Quem não partilhou deste entendimento foi o juiz-conselheiro Rui Botelho, que votou contra a decisão, apresentando uma declaração de voto arrasadora para com o procurador do Ministério Público. Começando por dizer que o processo disciplinar deu "como assente" que o magistrado do MP frequentava o bar de alterne e, devido à sua profissão, tinha bebidas e sexo gratuitamente, o juiz-conselheiro considerou que se estava perante uma falha disciplinar.

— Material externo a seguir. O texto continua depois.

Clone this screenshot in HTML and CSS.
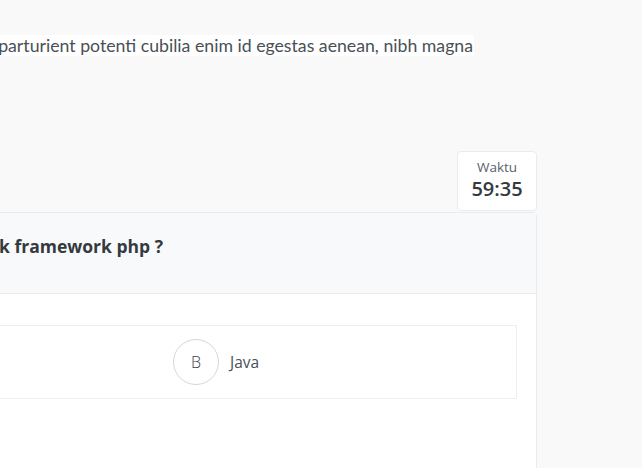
FILE: index.html
```html
<!DOCTYPE html>
<html lang="id">
<head>
<meta charset="utf-8">
<title>Ujian</title>
<link rel="stylesheet" href="styles.css">
</head>
<body>
<div class="page">
  <p class="intro"><span class="hl">Lorem ipsum dolor sit amet parturient potenti cubilia enim id egestas aenean, nibh magna</span></p>
  <div class="timer-row">
    <div class="timer">
      <div class="timer-label">Waktu</div>
      <div class="timer-value">59:35</div>
    </div>
  </div>
  <div class="card">
    <div class="card-header">
      <h5 class="question">Manakah yang termasuk framework php ?</h5>
    </div>
    <div class="card-body">
      <div class="option">
        <span class="opt-letter">B</span>
        <span class="opt-text">Java</span>
      </div>
    </div>
  </div>
</div>
</body>
</html>
```
FILE: styles.css
```css
html, body {
  margin: 0;
  padding: 0;
  background: #f9f9f9;
  overflow: hidden;
  height: 100%;
}
.page {
  margin-left: -300px;
  width: 837px;
  font-family: Lato, "Open Sans", sans-serif;
}
.intro {
  margin: 0;
  width: 774px;
  padding-top: 34px;
  font-size: 17.7px;
  line-height: 24px;
  color: #495057;
  text-align: right;
  white-space: nowrap;
}
.hl {
  background: #fff;
  padding: 0 1px 0 0;
}
.timer-row {
  display: flex;
  justify-content: flex-end;
  margin-top: 93px;
}
.timer {
  width: 78px;
  height: 58px;
  background: #fff;
  border: 1px solid #e9ecef;
  border-radius: 4px;
  text-align: center;
  color: #343a40;
}
.timer-label {
  font-family: "Open Sans", sans-serif;
  font-weight: 400;
  font-size: 13.5px;
  color: #5a6268;
  margin-top: 6px;
  line-height: 18px;
}
.timer-value {
  font-family: "Open Sans", sans-serif;
  font-size: 20px;
  line-height: 26px;
  font-weight: 600;
}
.card {
  margin-top: 1px;
  background: #fff;
  border: 1px solid #e9ecef;
  border-radius: 4px 4px 0 0;
  height: 400px;
}
.card-header {
  background: #f8f9fa;
  border-bottom: 1px solid #e9ecef;
  height: 81px;
  box-sizing: border-box;
  padding: 20px 0 0 0;
  white-space: nowrap;
}
.question {
  margin: 0;
  width: 462px;
  text-align: right;
  font-family: "Open Sans", sans-serif;
  font-weight: 700;
  font-size: 17.5px;
  line-height: 27px;
  color: #343a40;
}
.card-body {
  padding: 31px 19px 0 20px;
}
.option {
  display: flex;
  align-items: center;
  border: 1px solid #eeeeee;
  padding: 13px 0 13px 451px;
}
.opt-letter {
  width: 44px;
  height: 44px;
  border: 1px solid #d6d6d6;
  border-radius: 50%;
  display: flex;
  align-items: center;
  justify-content: center;
  font-family: "Open Sans", sans-serif;
  font-weight: 300;
  font-size: 16px;
  color: #3d434a;
}
.opt-text {
  margin-left: 11px;
  font-family: "Open Sans", sans-serif;
  font-weight: 400;
  font-size: 15.5px;
  color: #495057;
}
```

"Quem suportava os custos pretendia obter compensações e quem deles beneficiava, sabendo que os serviços tinham custos e que aquelas casas existem para dar lucro, não ignorava que só não pagava por ser quem era e que justamente por isso alguma vez poderia ter de retribuir o serviço, porquanto, como também se não ignora, em linguagem corrente, "não há almoços grátis", escreveu o juiz-conselheiro.
Por isto, o juiz-conselheiro Rui Botelho considerou que a ação interposta pelo procurador adjunto do Funchal para anular o acto de condenação do Conselho Superior do Ministério Público deveria, ao contrário do que foi decidido, ser declarada como improcedente.
O processo vai baixar novamente ao Conselho Superior do Ministério Público para que a pena e as conclusões sejam refeitas. Caso o entendimento do Supremo quanto à prescrição dos actos e à ausência de factos que incriminem o procurador se mantenha, o caso pode ser pura e simplesmente arquivado.